Of course no one understood any of it – particularly the financial advisors who were especially clueless. So it was no wonder that when the castles at the big end of town started falling, our smaller castles made of sand were simply washed into the sea. And now instead of dusting ourselves off and giving ourselves a good talking to, the creeping tentacles of downward envy are starting to permeate our souls as a way of dealing with our own sense of worthlessness. It’s time to give in to our better angels. Fortunately with the election of people such as Barack Obama, we may just do that.

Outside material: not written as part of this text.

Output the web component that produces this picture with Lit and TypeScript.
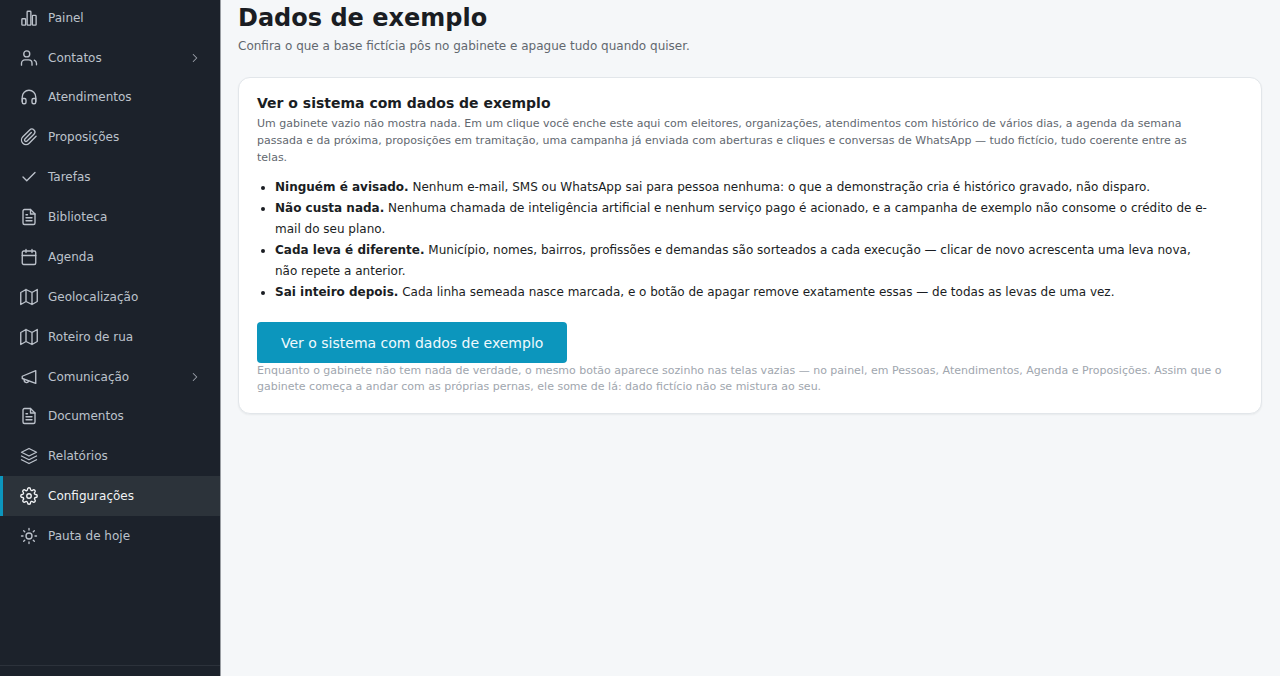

Although it looks like the old guard, prepared to wage an un-holy battle to preserve their ascendancy in spite of their reputations, are now being resigned to the dust bowl of history. It is up to those of us who truly believe in a future for our grandchildren to maintain our rage. Investment in new carbon neutral and energy efficient technologies… tick. A little commonsense and oversight regarding the money markets… tick. Thinking global but acting local… tick. Accepting that big does not necessarily mean better… tick. Investing in sustainable infrastructure for the 21st century… tick. Smelling the roses and celebrating the simple things in life… tick.
It’s not hard.
On reflection, all the ailments currently befalling us are almost a natural correction – kind of like what Mount Vesuvius did to Pompeii but without the lava. As for swine flu – to date this virus has killed about 40 people. Compare that to almost one million who die from ordinary flu each year. The conspiracy theorists are having a field day on this one.
But back to our piggy friends. Not only have they now got an evil illness in their name, 300,000 of the poor blighters – in spite of clear scientific evidence that you can’t get swine flu from eating pork – were put to the knife in a mass slaughter recently in Egypt (In an ironic twist, a herd of pigs in Canada in recent days actually contracted Swine Flu from their farmer who recently returned from Mexico!).
Scams, fear mongering, mass panic, blind faith and stupidity? Ahh, it’s all good.